----- Data block
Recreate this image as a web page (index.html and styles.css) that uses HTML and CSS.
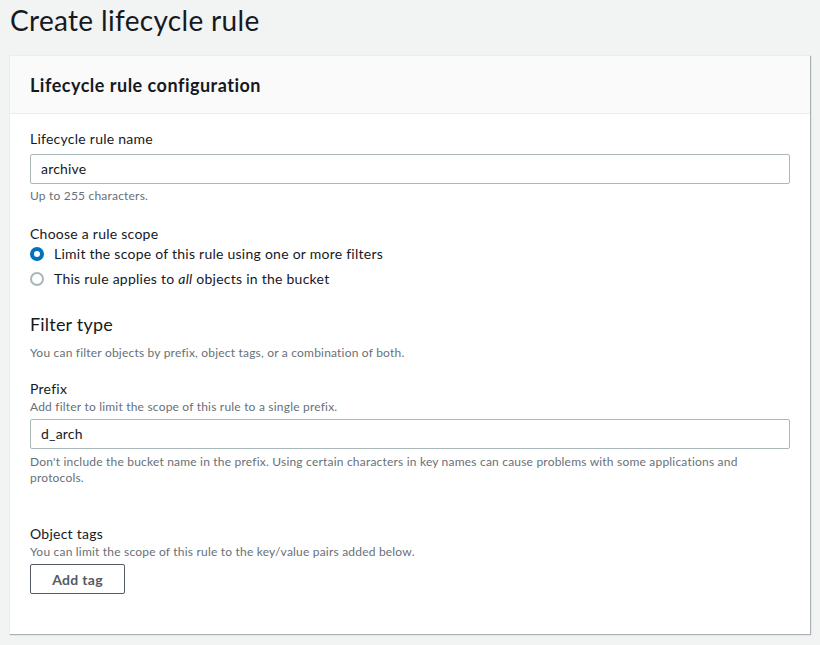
FILE: index.html
```html
<!DOCTYPE html>
<html lang="en">
<head>
<meta charset="utf-8">
<title>Create lifecycle rule</title>
<link rel="stylesheet" href="styles.css">
</head>
<body>
<h1 class="page-title">Create lifecycle rule</h1>
<div class="container">
  <div class="container-header">
    <h2 class="header-title">Lifecycle rule configuration</h2>
  </div>
  <div class="container-body">
    <div class="field field-name">
      <label class="label">Lifecycle rule name</label>
      <div class="input">archive</div>
      <div class="constraint">Up to 255 characters.</div>
    </div>

    <div class="field field-scope">
      <div class="label">Choose a rule scope</div>
      <div class="radio-group">
        <div class="radio-row">
          <span class="radio radio-checked"></span>
          <span class="radio-label">Limit the scope of this rule using one or more filters</span>
        </div>
        <div class="radio-row">
          <span class="radio"></span>
          <span class="radio-label">This rule applies to <i>all</i> objects in the bucket</span>
        </div>
      </div>
    </div>

    <div class="section-filter">
      <h3 class="section-title">Filter type</h3>
      <div class="section-desc">You can filter objects by prefix, object tags, or a combination of both.</div>
    </div>

    <div class="field field-prefix">
      <label class="label">Prefix</label>
      <div class="description">Add filter to limit the scope of this rule to a single prefix.</div>
      <div class="input">d_arch</div>
      <div class="constraint">Don't include the bucket name in the prefix. Using certain characters in key names can cause problems with some applications and protocols.</div>
    </div>

    <div class="field field-tags">
      <div class="label">Object tags</div>
      <div class="description">You can limit the scope of this rule to the key/value pairs added below.</div>
      <button class="button">Add tag</button>
    </div>
  </div>
</div>
</body>
</html>
```

FILE: styles.css
```css
html, body {
  margin: 0;
  padding: 0;
}
body {
  background: #f2f3f3;
  font-family: Lato, "Open Sans", sans-serif;
  color: #16191f;
  width: 820px;
  height: 645px;
  overflow: hidden;
}
.page-title {
  margin: 0;
  padding: 2px 0 0 10px;
  font-size: 28px;
  line-height: 36px;
  font-weight: 400;
  letter-spacing: 0.33px;
  height: 55px;
  box-sizing: border-box;
}
.container {
  margin: 0 10px 0 9px;
  background: #fff;
  border-left: 1px solid #eaeded;
  border-top: 1px solid #eaeded;
  box-shadow: 1px 1px 1px rgba(0, 28, 36, 0.3);
}
.container-header {
  background: #fafafa;
  border-bottom: 1px solid #eaeded;
  height: 58px;
  box-sizing: border-box;
  padding: 0 20px;
  display: flex;
  align-items: center;
}
.header-title {
  margin: 0;
  font-size: 18px;
  font-weight: 700;
  line-height: 22px;
  letter-spacing: 0.5px;
}
.container-body {
  padding: 15px 20px 40px 20px;
}
.label {
  display: block;
  font-size: 14px;
  line-height: 20px;
  letter-spacing: 0.25px;
  color: #16191f;
}
.input {
  margin-top: 5px;
  height: 30px;
  box-sizing: border-box;
  border: 1px solid #aab7b8;
  border-radius: 2px;
  padding: 0 10px;
  font-size: 14px;
  line-height: 28px;
  letter-spacing: 0.2px;
  color: #16191f;
}
.constraint, .description, .section-desc {
  font-size: 12px;
  line-height: 16px;
  letter-spacing: 0.2px;
  color: #687078;
}
.constraint {
  margin-top: 4px;
}
.description {
  margin-top: 0;
}
.field-prefix .input {
  margin-top: 4px;
}
.field-prefix .constraint {
  margin-top: 5px;
}
.field-scope {
  margin-top: 20px;
}
.radio-group {
  display: flex;
  flex-direction: column;
  gap: 5px;
}
.radio-row {
  display: flex;
  align-items: center;
  gap: 10px;
  height: 20px;
}
.radio {
  width: 14px;
  height: 14px;
  border-radius: 50%;
  border: 2px solid #aab7b8;
  box-sizing: border-box;
  flex: none;
}
.radio.radio-checked {
  border: 4px solid #0073bb;
  background: #fff;
}
.radio-label {
  font-size: 14px;
  line-height: 20px;
  letter-spacing: 0.25px;
}
.section-filter {
  margin-top: 23px;
}
.section-title {
  margin: 0;
  font-size: 18px;
  font-weight: 400;
  line-height: 24px;
  letter-spacing: 0.2px;
}
.section-desc {
  margin-top: 9px;
}
.field-prefix {
  margin-top: 18px;
}
.field-tags {
  margin-top: 38px;
}
.button {
  margin-top: 4px;
  display: block;
  width: 95px;
  height: 30px;
  border: 1px solid #545b64;
  border-radius: 2px;
  background: #fff;
  color: #545b64;
  font-family: inherit;
  font-size: 14px;
  font-weight: 700;
  letter-spacing: 0.3px;
  padding: 0;
}
```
----------
> [Set problem]:
Quote the data above in full, leaving out the pictures it holds.

> [Solution for this exercise]:
Recreate this image as a web page (index.html and styles.css) that uses HTML and CSS.
FILE: index.html
```html
<!DOCTYPE html>
<html lang="en">
<head>
<meta charset="utf-8">
<title>Create lifecycle rule</title>
<link rel="stylesheet" href="styles.css">
</head>
<body>
<h1 class="page-title">Create lifecycle rule</h1>
<div class="container">
  <div class="container-header">
    <h2 class="header-title">Lifecycle rule configuration</h2>
  </div>
  <div class="container-body">
    <div class="field field-name">
      <label class="label">Lifecycle rule name</label>
      <div class="input">archive</div>
      <div class="constraint">Up to 255 characters.</div>
    </div>

    <div class="field field-scope">
      <div class="label">Choose a rule scope</div>
      <div class="radio-group">
        <div class="radio-row">
          <span class="radio radio-checked"></span>
          <span class="radio-label">Limit the scope of this rule using one or more filters</span>
        </div>
        <div class="radio-row">
          <span class="radio"></span>
          <span class="radio-label">This rule applies to <i>all</i> objects in the bucket</span>
        </div>
      </div>
    </div>

    <div class="section-filter">
      <h3 class="section-title">Filter type</h3>
      <div class="section-desc">You can filter objects by prefix, object tags, or a combination of both.</div>
    </div>

    <div class="field field-prefix">
      <label class="label">Prefix</label>
      <div class="description">Add filter to limit the scope of this rule to a single prefix.</div>
      <div class="input">d_arch</div>
      <div class="constraint">Don't include the bucket name in the prefix. Using certain characters in key names can cause problems with some applications and protocols.</div>
    </div>

    <div class="field field-tags">
      <div class="label">Object tags</div>
      <div class="description">You can limit the scope of this rule to the key/value pairs added below.</div>
      <button class="button">Add tag</button>
    </div>
  </div>
</div>
</body>
</html>
```

FILE: styles.css
```css
html, body {
  margin: 0;
  padding: 0;
}
body {
  background: #f2f3f3;
  font-family: Lato, "Open Sans", sans-serif;
  color: #16191f;
  width: 820px;
  height: 645px;
  overflow: hidden;
}
.page-title {
  margin: 0;
  padding: 2px 0 0 10px;
  font-size: 28px;
  line-height: 36px;
  font-weight: 400;
  letter-spacing: 0.33px;
  height: 55px;
  box-sizing: border-box;
}
.container {
  margin: 0 10px 0 9px;
  background: #fff;
  border-left: 1px solid #eaeded;
  border-top: 1px solid #eaeded;
  box-shadow: 1px 1px 1px rgba(0, 28, 36, 0.3);
}
.container-header {
  background: #fafafa;
  border-bottom: 1px solid #eaeded;
  height: 58px;
  box-sizing: border-box;
  padding: 0 20px;
  display: flex;
  align-items: center;
}
.header-title {
  margin: 0;
  font-size: 18px;
  font-weight: 700;
  line-height: 22px;
  letter-spacing: 0.5px;
}
.container-body {
  padding: 15px 20px 40px 20px;
}
.label {
  display: block;
  font-size: 14px;
  line-height: 20px;
  letter-spacing: 0.25px;
  color: #16191f;
}
.input {
  margin-top: 5px;
  height: 30px;
  box-sizing: border-box;
  border: 1px solid #aab7b8;
  border-radius: 2px;
  padding: 0 10px;
  font-size: 14px;
  line-height: 28px;
  letter-spacing: 0.2px;
  color: #16191f;
}
.constraint, .description, .section-desc {
  font-size: 12px;
  line-height: 16px;
  letter-spacing: 0.2px;
  color: #687078;
}
.constraint {
  margin-top: 4px;
}
.description {
  margin-top: 0;
}
.field-prefix .input {
  margin-top: 4px;
}
.field-prefix .constraint {
  margin-top: 5px;
}
.field-scope {
  margin-top: 20px;
}
.radio-group {
  display: flex;
  flex-direction: column;
  gap: 5px;
}
.radio-row {
  display: flex;
  align-items: center;
  gap: 10px;
  height: 20px;
}
.radio {
  width: 14px;
  height: 14px;
  border-radius: 50%;
  border: 2px solid #aab7b8;
  box-sizing: border-box;
  flex: none;
}
.radio.radio-checked {
  border: 4px solid #0073bb;
  background: #fff;
}
.radio-label {
  font-size: 14px;
  line-height: 20px;
  letter-spacing: 0.25px;
}
.section-filter {
  margin-top: 23px;
}
.section-title {
  margin: 0;
  font-size: 18px;
  font-weight: 400;
  line-height: 24px;
  letter-spacing: 0.2px;
}
.section-desc {
  margin-top: 9px;
}
.field-prefix {
  margin-top: 18px;
}
.field-tags {
  margin-top: 38px;
}
.button {
  margin-top: 4px;
  display: block;
  width: 95px;
  height: 30px;
  border: 1px solid #545b64;
  border-radius: 2px;
  background: #fff;
  color: #545b64;
  font-family: inherit;
  font-size: 14px;
  font-weight: 700;
  letter-spacing: 0.3px;
  padding: 0;
}
```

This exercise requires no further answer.